ORourke, Agarn, Captain Parmenter, and his girlfriend

O'Rourke, Agarn, Captain Parmenter, and his girlfriend

F Troop is one of those shows that was made during the 1960s and somehow stayed on the air for several seasons, despite being remarkably and consistently unfunny. The show revolved around the “antics” of the troop of soldiers at Fort Courage and a nearby Indian tribe. Sergeant O’Rourke ran an illicit moonshine operation with the Indians, and his constantly mugging sidekick Corporal Agarn was in a neck and neck race with Gilligan for the dubious distinction of being the single dumbest character ever shown on TV. In every episode their witless Captain would come close to figuring out O’Rourke’s schemes — usually because Agarn had said or done something idiotic — but O’Rourke would come up with some far-fetched explanation, usually with the help of the Indians, that would save the day. No character could top Agarn for sheer irksomeness, but the bugler who couldn’t bugle and the blind lookout came close.

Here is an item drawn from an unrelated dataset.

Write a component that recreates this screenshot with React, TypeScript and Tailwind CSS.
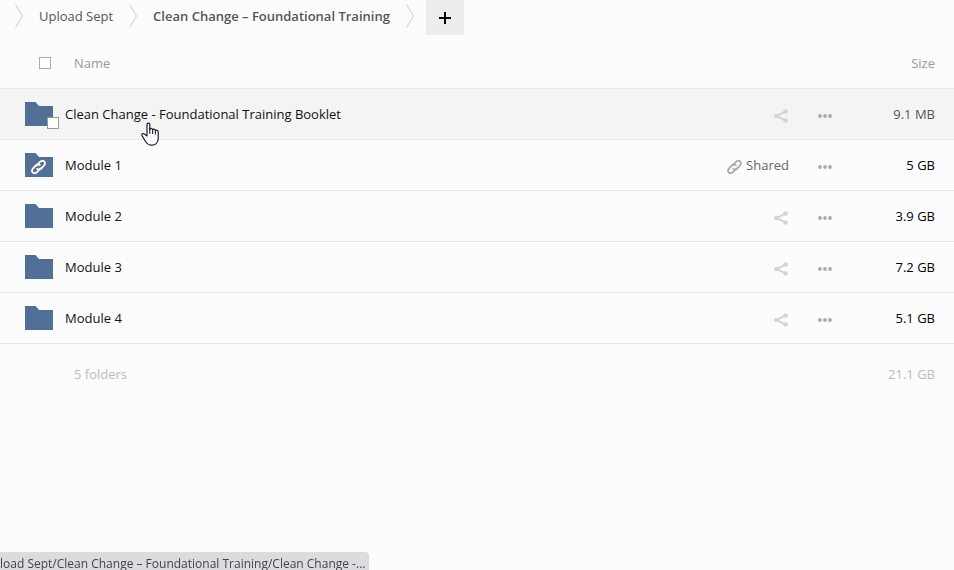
interface Folder {
  name: string;
  size: string;
  shared?: boolean;
  hovered?: boolean;
}

const folders: Folder[] = [
  {
    name: "Clean Change - Foundational Training Booklet",
    size: "9.1 MB",
    hovered: true,
  },
  { name: "Module 1", size: "5 GB", shared: true },
  { name: "Module 2", size: "3.9 GB" },
  { name: "Module 3", size: "7.2 GB" },
  { name: "Module 4", size: "5.1 GB" },
];

const Chevron = () => (
  <svg width="8" height="26" viewBox="0 0 8 26" fill="none" aria-hidden="true">
    <path d="M0.5 1.5L7.5 13L0.5 24.5" stroke="#d6d6d6" strokeWidth="1.1" />
  </svg>
);

const LinkIcon = ({ className }: { className: string }) => (
  <svg
    width="15"
    height="16"
    viewBox="0.5 0 15 16"
    fill="none"
    stroke="currentColor"
    strokeWidth="1.8"
    strokeLinecap="round"
    className={className}
    aria-hidden="true"
  >
    <path d="M6.2 6.6L9.3 3.1C10.5 1.7 12.4 1.3 13.6 2.4C14.8 3.5 14.6 5.2 13.4 6.6L10.7 9.6C9.5 10.9 7.8 11 6.7 9.8" />
    <path d="M9.8 9.4L6.7 12.9C5.5 14.3 3.6 14.7 2.4 13.6C1.2 12.5 1.4 10.8 2.6 9.4L5.3 6.4C6.5 5.1 8.2 5 9.3 6.2" />
  </svg>
);

const FolderIcon = () => (
  <svg width="28" height="24" viewBox="0 0 28 24" aria-hidden="true">
    <path d="M0 0H10.5L14 4H28V24H0Z" fill="#527097" />
  </svg>
);

const ShareIcon = () => (
  <svg
    width="15"
    height="14"
    viewBox="0 0 15 14"
    fill="currentColor"
    aria-hidden="true"
  >
    <path
      d="M11.5 2.6L2.5 7L11.5 11.4"
      stroke="currentColor"
      strokeWidth="2"
      fill="none"
    />
    <circle cx="2.4" cy="7" r="2.3" />
    <circle cx="11.6" cy="2.5" r="2.3" />
    <circle cx="11.6" cy="11.5" r="2.3" />
  </svg>
);

const DotsIcon = () => (
  <svg
    width="14"
    height="4"
    viewBox="0 0 14 4"
    fill="currentColor"
    aria-hidden="true"
  >
    <circle cx="2" cy="2" r="1.9" />
    <circle cx="7" cy="2" r="1.9" />
    <circle cx="12" cy="2" r="1.9" />
  </svg>
);

const HandPointer = () => (
  <svg
    width="18"
    height="24"
    viewBox="0 0 18 24"
    className="absolute left-[141px] top-[33px] pointer-events-none"
    aria-hidden="true"
  >
    <path
      d="M6 14V2.6C6 0.5 8.8 0.5 8.8 2.6V7.5C9.2 6 11.4 6.2 11.6 7.8C12 6.7 14.2 6.9 14.4 8.6C14.9 7.8 17.2 8 17.2 10V16.5C17.2 20.5 14.5 23.2 10.8 23.2C7.2 23.2 5.6 21.4 4.2 19L1 13.6C0.2 12 2 10.9 3.3 12Z"
      fill="white"
      stroke="#1c1c28"
      strokeWidth="1.2"
      strokeLinejoin="round"
    />
    <path
      d="M8.8 7V11.5M11.6 7.8V11.5M14.4 8.6V12"
      stroke="#1c1c28"
      strokeWidth="1.1"
      strokeLinecap="round"
    />
  </svg>
);

const checkbox = "block appearance-none w-3 h-3 border bg-white";

const FolderRow = ({ name, size, shared, hovered }: Folder) => (
  <tr
    className={
      hovered
        ? "h-[51px] border-y border-[#e8e8e8] bg-[#f4f4f4]"
        : "h-[51px] border-b border-[#e8e8e8]"
    }
  >
    <td className="relative pl-[25px]">
      <div className="flex items-center gap-3">
        <div className="relative h-6 shrink-0">
          <FolderIcon />
          {shared && (
            <LinkIcon className="absolute left-[6px] top-[6px] text-white" />
          )}
          {hovered && (
            <input
              type="checkbox"
              aria-label={`Select ${name}`}
              className={`${checkbox} absolute left-[22px] top-[15px] border-[#999]`}
            />
          )}
        </div>
        <a href="#" className="text-[#111]">
          {name}
        </a>
      </div>
      {hovered && <HandPointer />}
    </td>
    <td>
      <button
        aria-label={shared ? undefined : `Share ${name}`}
        className="ml-auto flex items-center gap-1 text-[#d4d4d4]"
      >
        {shared ? (
          <>
            <LinkIcon className="mt-1 text-[#aaa]" />
            <span className="text-[#666]">Shared</span>
          </>
        ) : (
          <span className="mt-1">
            <ShareIcon />
          </span>
        )}
      </button>
    </td>
    <td>
      <button
        aria-label={`Actions for ${name}`}
        className="mx-auto mt-1 block text-[#aaa]"
      >
        <DotsIcon />
      </button>
    </td>
    <td
      className={
        hovered
          ? "pr-[19px] text-right text-[#555]"
          : "pr-[19px] text-right text-black"
      }
    >
      {size}
    </td>
  </tr>
);

const App = () => {
  return (
    <div className="min-h-screen bg-[#fcfcfc] font-['Open_Sans',sans-serif] text-[13px] leading-5">
      {/* Breadcrumbs */}
      <header className="flex h-[35px] items-start pl-[15px]">
        <nav
          aria-label="Breadcrumb"
          className="flex h-8 items-center gap-4"
        >
          <Chevron />
          <a href="#" className="text-[#555]">
            Upload Sept
          </a>
          <Chevron />
          <a href="#" className="font-semibold text-[#555]">
            Clean Change – Foundational Training
          </a>
          <Chevron />
        </nav>
        <button
          aria-label="New"
          className="ml-3 flex h-full w-[38px] items-center justify-center rounded-b-xs bg-[#ededed]"
        >
          <svg width="12" height="12" viewBox="0 0 12 12" aria-hidden="true">
            <path d="M0 6H12M6 0V12" stroke="black" strokeWidth="2" />
          </svg>
        </button>
      </header>

      {/* Files */}
      <table className="w-full table-fixed border-collapse">
        <colgroup>
          <col />
          <col className="w-[120px]" />
          <col className="w-[72px]" />
          <col className="w-[93px]" />
        </colgroup>
        <thead>
          <tr className="h-[53px] text-[#999]">
            <th className="pb-1 pl-[39px] text-left font-normal" colSpan={3}>
              <div className="flex items-center gap-[23px] pt-2">
                <input
                  type="checkbox"
                  aria-label="Select all"
                  className={`${checkbox} border-[#aaa]`}
                />
                <span>Name</span>
              </div>
            </th>
            <th className="pb-1 pr-[19px] pt-2 text-right font-normal">Size</th>
          </tr>
        </thead>
        <tbody>
          {folders.map((folder) => (
            <FolderRow key={folder.name} {...folder} />
          ))}
        </tbody>
        <tfoot>
          <tr className="h-[62px] text-[#bbb]">
            <td className="pl-[74px]" colSpan={3}>
              5 folders
            </td>
            <td className="pr-[19px] text-right">21.1 GB</td>
          </tr>
        </tfoot>
      </table>

      {/* Link preview */}
      <div className="fixed bottom-0 left-0 h-[18px] whitespace-nowrap rounded-tr-sm bg-[#dcdce0] pr-1 pt-0.5 text-xs leading-5 text-[#444]">
        load Sept/Clean Change – Foundational Training/Clean Change -...
      </div>
    </div>
  );
};

export default App;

F Troop is a good example of how bad TV probably reached its pinnacle in the ’60s and early ’70s, when there were only three networks and in most markets there were those three channels and a single UHF station with a weak signal that seemed to broadcast only I Love Lucy and religious programming. There is no way that such a foul show could have even made it to the airwaves, much less stayed on the air, if there had been decent competition from cable TV as there is now. In the meantime, F Troop no doubt caused a generation of Americans to form odd preconceptions about the American West and the customs, language, and culture of native Americans. It was insulting enough for the Indians to be out of shape and engaged in a criminal enterprise, but did they have to be totally unfunny as well?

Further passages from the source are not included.